O’Neill leaped up to block his path. “What are you gonna say now? ‘Excuse me, I seem to have stepped on one of your little submarines—’ ”

“Shut up, Gregory,” Robinson said, brushing past. A Molink translator came running up with a tablet. “No. The hell with the codes and ciphers. I said I want to
talk
to him. Point me to the right phone and get him on the other end.”

“Here, Mr. President,” a technician called. “We’re requesting the Premier. Stand by for the green light.”

Standing beside the radiophone console, Robinson smiled and flashed his eyebrows. “I do hope our friend Somerset is listening in.”

“He probably will be,” the CIA director said.

“Green light, Mr. President. They must have been expecting us.”

“You bet they were,” Robinson said, lifting the receiver. “Mr. Premier.”

The voice on the other end of the line was terse, the words clipped.

“Mr. President. Apologies are not enough. You have destroyed the very foundation of international trust with your gangsterism—”

In the background, the printers were all chattering, the gallery was hushed.

“I didn’t call to apologize,” Robinson snapped. “Our intelligence shows you at a war alert. Your ships are acting in a hostile and provocative manner—”

“We did not initiate the hostilities,” Kondratyev growled. “You brazenly destroy a harmless reconnaissance submarine and dare accuse us of provocation. We will answer your brutality. Mr. President, and teach you the lesson of your blindness—”

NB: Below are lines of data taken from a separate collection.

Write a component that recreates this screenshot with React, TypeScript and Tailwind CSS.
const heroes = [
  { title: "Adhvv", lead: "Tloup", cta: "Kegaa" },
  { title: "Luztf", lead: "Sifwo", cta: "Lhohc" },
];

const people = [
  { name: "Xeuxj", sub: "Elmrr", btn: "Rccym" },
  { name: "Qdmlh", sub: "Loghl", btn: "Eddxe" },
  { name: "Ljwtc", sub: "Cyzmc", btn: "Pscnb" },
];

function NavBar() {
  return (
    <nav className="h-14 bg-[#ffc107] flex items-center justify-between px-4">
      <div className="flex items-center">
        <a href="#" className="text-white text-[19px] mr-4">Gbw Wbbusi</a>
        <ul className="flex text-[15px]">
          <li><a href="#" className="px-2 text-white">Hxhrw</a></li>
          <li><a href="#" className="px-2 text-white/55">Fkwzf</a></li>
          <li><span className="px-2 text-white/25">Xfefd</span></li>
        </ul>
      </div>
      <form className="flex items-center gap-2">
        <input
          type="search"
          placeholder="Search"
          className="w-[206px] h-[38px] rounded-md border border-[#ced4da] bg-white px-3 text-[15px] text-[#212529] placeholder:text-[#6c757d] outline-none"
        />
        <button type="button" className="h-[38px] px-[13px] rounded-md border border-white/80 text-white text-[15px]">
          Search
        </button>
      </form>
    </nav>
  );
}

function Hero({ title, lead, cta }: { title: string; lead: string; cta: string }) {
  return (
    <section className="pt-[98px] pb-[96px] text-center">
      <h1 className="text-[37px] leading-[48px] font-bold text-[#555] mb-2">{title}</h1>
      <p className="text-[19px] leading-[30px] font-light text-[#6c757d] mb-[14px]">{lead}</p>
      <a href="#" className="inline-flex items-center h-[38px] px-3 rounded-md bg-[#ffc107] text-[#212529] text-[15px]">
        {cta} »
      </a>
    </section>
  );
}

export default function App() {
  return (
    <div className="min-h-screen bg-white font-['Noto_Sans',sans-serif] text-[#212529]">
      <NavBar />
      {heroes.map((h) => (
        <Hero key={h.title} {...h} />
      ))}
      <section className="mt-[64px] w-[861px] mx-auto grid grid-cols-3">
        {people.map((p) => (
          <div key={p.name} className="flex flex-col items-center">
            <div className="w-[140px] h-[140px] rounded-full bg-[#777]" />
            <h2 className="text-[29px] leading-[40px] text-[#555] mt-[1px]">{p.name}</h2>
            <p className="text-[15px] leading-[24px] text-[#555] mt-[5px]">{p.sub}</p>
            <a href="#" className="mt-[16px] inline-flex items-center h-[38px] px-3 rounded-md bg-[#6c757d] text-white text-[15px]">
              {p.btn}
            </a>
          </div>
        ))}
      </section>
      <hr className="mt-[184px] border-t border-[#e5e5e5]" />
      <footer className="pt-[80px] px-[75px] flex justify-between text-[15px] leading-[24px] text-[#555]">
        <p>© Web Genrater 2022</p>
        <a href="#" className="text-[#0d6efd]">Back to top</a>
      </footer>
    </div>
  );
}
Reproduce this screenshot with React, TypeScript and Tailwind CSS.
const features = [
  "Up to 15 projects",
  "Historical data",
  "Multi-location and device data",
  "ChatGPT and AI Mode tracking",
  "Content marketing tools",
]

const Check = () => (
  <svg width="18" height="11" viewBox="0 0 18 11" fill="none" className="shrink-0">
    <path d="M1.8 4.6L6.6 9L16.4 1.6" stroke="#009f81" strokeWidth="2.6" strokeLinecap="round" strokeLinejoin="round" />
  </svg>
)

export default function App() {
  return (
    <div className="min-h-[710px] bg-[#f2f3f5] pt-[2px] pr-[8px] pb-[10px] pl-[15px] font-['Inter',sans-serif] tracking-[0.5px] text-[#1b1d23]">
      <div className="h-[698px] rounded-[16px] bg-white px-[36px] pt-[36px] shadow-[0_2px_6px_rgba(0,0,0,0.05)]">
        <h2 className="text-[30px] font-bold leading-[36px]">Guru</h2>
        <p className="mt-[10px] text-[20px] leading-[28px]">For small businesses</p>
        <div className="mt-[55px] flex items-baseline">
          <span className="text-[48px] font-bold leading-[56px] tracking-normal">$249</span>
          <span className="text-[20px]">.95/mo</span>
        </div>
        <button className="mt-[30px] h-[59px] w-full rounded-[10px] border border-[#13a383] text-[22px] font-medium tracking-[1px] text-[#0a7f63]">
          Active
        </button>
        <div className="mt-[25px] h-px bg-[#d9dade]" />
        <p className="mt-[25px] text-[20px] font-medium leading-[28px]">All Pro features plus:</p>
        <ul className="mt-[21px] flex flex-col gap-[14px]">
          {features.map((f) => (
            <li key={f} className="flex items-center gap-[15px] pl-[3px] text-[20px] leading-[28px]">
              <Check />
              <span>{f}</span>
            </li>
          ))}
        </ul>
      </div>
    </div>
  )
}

“If you find one of our submarines inside Russian territorial waters, you’re welcome to do your best to destroy it,” Robinson said, “But if you order so much as one missile launched toward the United States or one American naval vessel attacked, before yon can start your celebration you’ll find the Kremlin coming down around your ears—”

““Empty threats will not deter us from defending the free oceans and avenging our dead. I, too have intelligence reports. Your bombers are hours from our borders.”

“If you underestimate me, Mr. Premier, it’ll be the last mistake you make,” Robinson said. “That’s no empty threat.”

“Send your planes. Long before they reach our border justice will have been served on the murderers, and when the planes arrive we will shoot them down.”

“Mr. Premier, you have been misled by your intelligence bureau. I have a squadron of nuclear-tipped missiles within a fifteen-minute flight time of where you’re standing—”

“Somerset is screaming right now,” O’Neill said under his breath to Rauche.

“Lies. Lies will not deter us—”

Robinson turned to the Army Chief. “Targets. Name some targets.” When the Army Chief stared mutely, Robinson called to the room at large. “Quickly. Name some targets the Weasels can reach.”

A young lieutenant at one of the consoles was the first to find his voice. “Ports and naval facilities at Murmansk, Tallinn, Gdansk, Odessa. Steel plants in the Ukraine—”

Others joined in. “The command centers at Kiev, Kharkov, Gorki,” Rauche said.

“The Central Industrial Power System.”

“Refineries. Rybinsk. Cherepovets.”

Robinson repeated the names into the phone. “Are you ready to risk all that? Or do you think you can shoot down our missiles, too?”

“I do not believe these missiles exist,” Kondratyev said coldly. “We will not be taken in by your bluff—”

“Watch your radar screens, Mr. Premier. Watch your screens and see what a bluff looks like.” Robinson put down the phone and pointed to the Army Chief. “I want a Weasel launched. Now!”

“Mr. President, we have to go to Defcon 3,” Rauche pleaded.

“If we launch a missile now their whole Atlantic fleet is going to empty its silos,” O’Neill said angrily. “Back off, Peter. You’ve pushed it too far.”

“I know what I’m doing,” Robinson said. “Target it toward Greenland, anywhere away from the Reds—but make sure they have a good look at it.”